Она прервала его взглядом:
— Холланд?
— Да.
— А ты?
— Я сделал это. Похоронил ее. Настоящие похороны: нашел коробку из-под печенья, положил в нее крысу и зарыл в укропе. Потом я хотел положить цветы на могилку, но вместо этого отдал их маме.
— Отдал Сане?
— Да. Клевер. Это был клевер, тот самый, который она так любит, ну я и отдал его ей. Она...
— Да?
— Нет, ничего. — Он вспомнил обещание хранить секрет Александры. Нильс сел на пристань и похлопал по доскам рядом с собой. Не замечая протянутой руки, она сбросила парусиновые туфли с V- образными вырезами спереди и села рядом, свесив ноги, погрузив пальцы в воду. Осторожно, чтобы этот лунатик не взбрыкнул, прижала его голову к груди, стала перебирать и легонько подергивать вихры. От этого волосы становятся крепче, утверждала она: в роду Ведриных плешивых не водилось. Она начала проделывать манипуляции с их волосами, когда они с Холландом были совсем крохами.

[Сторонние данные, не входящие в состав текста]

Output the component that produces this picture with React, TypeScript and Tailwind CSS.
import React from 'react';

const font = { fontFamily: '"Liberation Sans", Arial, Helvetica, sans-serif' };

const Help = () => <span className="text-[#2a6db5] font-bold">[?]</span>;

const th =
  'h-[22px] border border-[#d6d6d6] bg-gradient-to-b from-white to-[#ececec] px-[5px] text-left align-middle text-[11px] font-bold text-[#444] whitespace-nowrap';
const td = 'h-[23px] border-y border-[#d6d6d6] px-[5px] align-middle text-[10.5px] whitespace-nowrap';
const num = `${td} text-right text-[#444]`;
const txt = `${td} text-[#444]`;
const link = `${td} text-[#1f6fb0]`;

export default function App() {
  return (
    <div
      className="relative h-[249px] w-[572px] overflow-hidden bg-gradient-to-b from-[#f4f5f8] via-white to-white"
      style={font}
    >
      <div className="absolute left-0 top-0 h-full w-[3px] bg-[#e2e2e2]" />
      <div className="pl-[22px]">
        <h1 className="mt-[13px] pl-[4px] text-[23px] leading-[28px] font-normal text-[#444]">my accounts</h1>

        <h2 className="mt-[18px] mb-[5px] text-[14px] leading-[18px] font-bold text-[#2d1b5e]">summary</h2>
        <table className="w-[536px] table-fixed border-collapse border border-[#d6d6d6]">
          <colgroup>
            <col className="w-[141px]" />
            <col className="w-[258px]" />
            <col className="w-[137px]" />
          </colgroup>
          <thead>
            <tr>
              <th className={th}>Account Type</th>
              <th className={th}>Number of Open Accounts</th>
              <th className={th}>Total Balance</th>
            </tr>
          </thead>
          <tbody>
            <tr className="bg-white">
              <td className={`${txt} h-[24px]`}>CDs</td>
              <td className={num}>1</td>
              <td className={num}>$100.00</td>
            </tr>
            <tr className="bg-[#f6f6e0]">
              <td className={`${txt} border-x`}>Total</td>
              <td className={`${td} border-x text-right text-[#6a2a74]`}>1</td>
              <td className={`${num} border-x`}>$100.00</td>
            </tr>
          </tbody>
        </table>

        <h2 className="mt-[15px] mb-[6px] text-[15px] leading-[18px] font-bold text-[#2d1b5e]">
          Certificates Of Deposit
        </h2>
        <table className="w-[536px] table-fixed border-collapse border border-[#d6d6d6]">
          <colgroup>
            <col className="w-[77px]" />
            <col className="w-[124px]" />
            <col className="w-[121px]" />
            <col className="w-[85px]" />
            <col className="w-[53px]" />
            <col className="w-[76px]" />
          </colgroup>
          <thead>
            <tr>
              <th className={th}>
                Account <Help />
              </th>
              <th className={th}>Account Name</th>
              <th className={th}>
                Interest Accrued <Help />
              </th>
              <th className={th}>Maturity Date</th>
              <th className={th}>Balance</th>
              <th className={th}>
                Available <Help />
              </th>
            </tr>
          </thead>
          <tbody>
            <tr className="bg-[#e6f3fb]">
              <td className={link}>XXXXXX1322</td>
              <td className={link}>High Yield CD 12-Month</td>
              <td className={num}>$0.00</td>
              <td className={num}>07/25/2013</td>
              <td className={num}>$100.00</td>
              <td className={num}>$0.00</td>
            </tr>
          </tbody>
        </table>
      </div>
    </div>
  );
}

— Почему мама так любит клевер? Ведь это просто сорняк, да?
— Клевер один из самых распространенных у нас диких цветов, но не сорняк. Ты же знаешь эту историю с клевером. Свадебный букет твоей мамы. — И снова она начала рассказывать о том, что была мировая война и папа, ждавший отправки в Форт-Диксе, и Саня, его мама, решили срочно пожениться, пока его не отправили в Европу. И о том, как были приглашены дядя Джордж и тетя Валерия и в последнюю минуту тетушка Ви вспомнила, что у невесты нет букета, и перепрыгнула через ограду ближайшего пастбища, где нарвала клевера...

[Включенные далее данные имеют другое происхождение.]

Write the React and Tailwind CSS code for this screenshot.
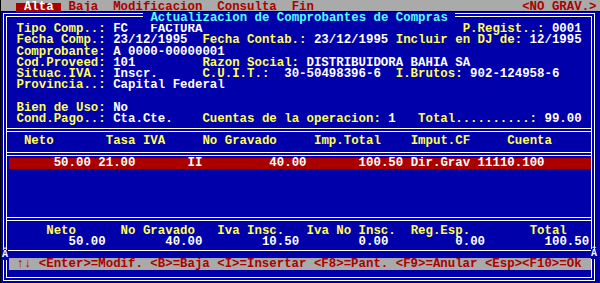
const Y = "text-[#ffff55]";
const W = "text-white";
const R = "text-[#aa0000]";

// one text-mode line: segments are [column, text, colour, extra classes]
function Row({ segs, className = "", cell = "h-[11.19px]" }) {
  const out = [];
  let cur = 0;
  segs.forEach(([col, text, color, extra], i) => {
    if (col > cur)
      out.push(
        <span key={"s" + i} className={`inline-block align-top ${cell}`}>
          {" ".repeat(col - cur)}
        </span>
      );
    out.push(
      <span key={i} className={`inline-block align-top ${extra || cell} ${color}`}>
        {text}
      </span>
    );
    cur = col + text.length;
  });
  return <div className={`h-[11.19px] leading-[11.19px] whitespace-pre ${className}`}>{out}</div>;
}

function DoubleRule() {
  return <div className="h-[4px] border-y border-white" />;
}

const header = [
  [[2, "Tipo Comp..: ", Y], [15, "FC", W], [20, "FACTURA", W], [62, "P.Regist..: ", Y], [74, "0001", W]],
  [[2, "Fecha Comp.: ", Y], [15, "23/12/1995", W], [27, "Fecha Contab.: ", Y], [42, "23/12/1995", W], [53, "Incluir en DJ de: ", Y], [71, "12/1995", W]],
  [[2, "Comprobante: ", Y], [15, "A 0000-00000001", W]],
  [[2, "Cod.Proveed: ", Y], [15, "101", W], [27, "Razon Social: ", Y], [41, "DISTRIBUIDORA BAHIA SA", W]],
  [[2, "Situac.IVA.: ", Y], [15, "Inscr.", W], [27, "C.U.I.T.: ", Y], [38, "30-50498396-6", W], [53, "I.Brutos: ", Y], [63, "902-124958-6", W]],
  [[2, "Provincia..: ", Y], [15, "Capital Federal", W]],
  [],
  [[2, "Bien de Uso: ", Y], [15, "No", W]],
  [[2, "Cond.Pago..: ", Y], [15, "Cta.Cte.", W], [27, "Cuentas de la operacion: ", Y], [52, "1", W], [56, "Total..........: ", Y], [73, "99.00", W]],
];

const columns = [[3, "Neto", Y], [14, "Tasa IVA", Y], [27, "No Gravado", Y], [42, "Imp.Total", Y], [55, "Imput.CF", Y], [68, "Cuenta", Y]];

const item = [[7, "50.00", W], [13, "21.00", W], [25, "II", W], [36, "40.00", W], [48, "100.50", W], [55, "Dir.Grav", W], [64, "11110.100", W]];

const totalsLabels = [[6, "Neto", Y], [16, "No Gravado", Y], [29, "Iva Insc.", Y], [41, "Iva No Insc.", Y], [55, "Reg.Esp.", Y], [71, "Total", Y]];
const totalsValues = [[9, "50.00", W], [22, "40.00", W], [35, "10.50", W], [48, "0.00", W], [61, "0.00", W], [73, "100.50", W]];

export default function App() {
  return (
    <div className="w-[600px] h-[283px] overflow-hidden bg-black pl-[1px] flex flex-col font-bold text-[12.4px] font-['Liberation_Mono','DejaVu_Sans_Mono',monospace]">
      {/* menu bar */}
      <div className="h-[12px] shrink-0 bg-[#aaaaaa] border-b border-black pt-[1.83px]">
        <Row
          className="ml-[0.6px]"
          cell="h-[9.2px]"
          segs={[
            [2, " Alta ", W, "mt-[1px] h-[9.2px] leading-[9.19px] bg-[#aa0000]"],
            [9, "Baja", R],
            [15, "Modificacion", R],
            [29, "Consulta", R],
            [39, "Fin", R],
            [70, "<NO GRAV.>", R],
          ]}
        />
      </div>

      <div className="relative flex-1 bg-[#0000aa] pt-[1px] pl-[2px] pr-[5px] pb-[2px] flex flex-col">
        <div className="flex-1 border border-white p-[2px] flex flex-col">
          <div className="flex-1 border border-white flex flex-col">
            <div className="h-[111px] pt-[7.21px]">
              {header.map((segs, i) => (
                <Row key={i} className="-ml-[5.4px]" segs={segs} />
              ))}
            </div>
            <DoubleRule />
            <div className="h-[20px] pt-[4.11px]">
              <Row className="-ml-[5.4px]" segs={columns} />
            </div>
            <DoubleRule />
            <div className="h-[61px] pt-[2.49px]">
              <div className="ml-[2.3px] h-[11px] bg-[#aa0000]">
                <Row className="-ml-[7.7px]" segs={item} />
              </div>
            </div>
            <DoubleRule />
            <div className="h-[29px] pt-[4.63px]">
              <Row className="-ml-[5.4px]" segs={totalsLabels} />
              <Row className="-ml-[5.4px]" segs={totalsValues} />
            </div>
            <div className="h-[1px] bg-white" />
            <div className="h-[26px] pt-[7px]">
              <div className="ml-[2.3px] h-[12px] bg-[#aaaaaa] pt-[1.2px]">
                <Row
                  className="-ml-[7.7px]"
                  cell="h-[10.8px]"
                  segs={[[2, "↑↓ <Enter>=Modif. <B>=Baja <I>=Insertar <F8>=Pant. <F9>=Anular <Esp><F10>=Ok", R]]}
                />
              </div>
            </div>
          </div>
        </div>

        {/* window title sits over the top frame */}
        <div className="absolute left-[142px] top-[1.02px]">
          <Row segs={[[0, " Actualizacion de Comprobantes de Compras ", "text-[#55ffff] bg-[#0000aa] h-[11px]"]]} />
        </div>
        <span className="absolute left-[1px] top-[238px] text-[10px] leading-none text-white bg-[#0000aa]">Â</span>
        <span className="absolute left-[590px] top-[237px] text-[10px] leading-none text-white bg-[#0000aa]">Â</span>
      </div>
    </div>
  );
}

— И наступила на коровью лепешку, — добавил он.
— Да. На коровью лепешку, если тебе так хочется. И с тех пор, — закончила она, — твоя мама всю жизнь украшает себя клевером. А у тебя уже есть свой любимый цветок?
— Не-а...
— Что бы это такое могло быть? — спросила она и указала на охапку свежесрезанного камыша, лежавшего неподалеку на речном берегу.
— Камыш, — сказал он с невинным видом.
Она пустила в ход излюбленную стратегию.
— Да, догадываюсь, это камыш. И что же ты будешь делать с этим камышом, юноша?
— А ничего! — ответил он в излюбленной манере тринадцатилетних мальчишек. — Он просто для ничего.
Она взяла его за подбородок, просветила насквозь своими древними, искрящимися юмором, мудрыми глазами.
— Ну? — сказала она, ожидая с видом сивиллы, а он смотрел в сторону, чувствуя, зная подсознательно, что от нее не спрячешь свою ложь.
С некоторыми оговорками он поведал ей о Доке Сэвидже и Снежном Королевстве в Акалуке.
Фантастическое воображение, подумала она, гладя его по щеке.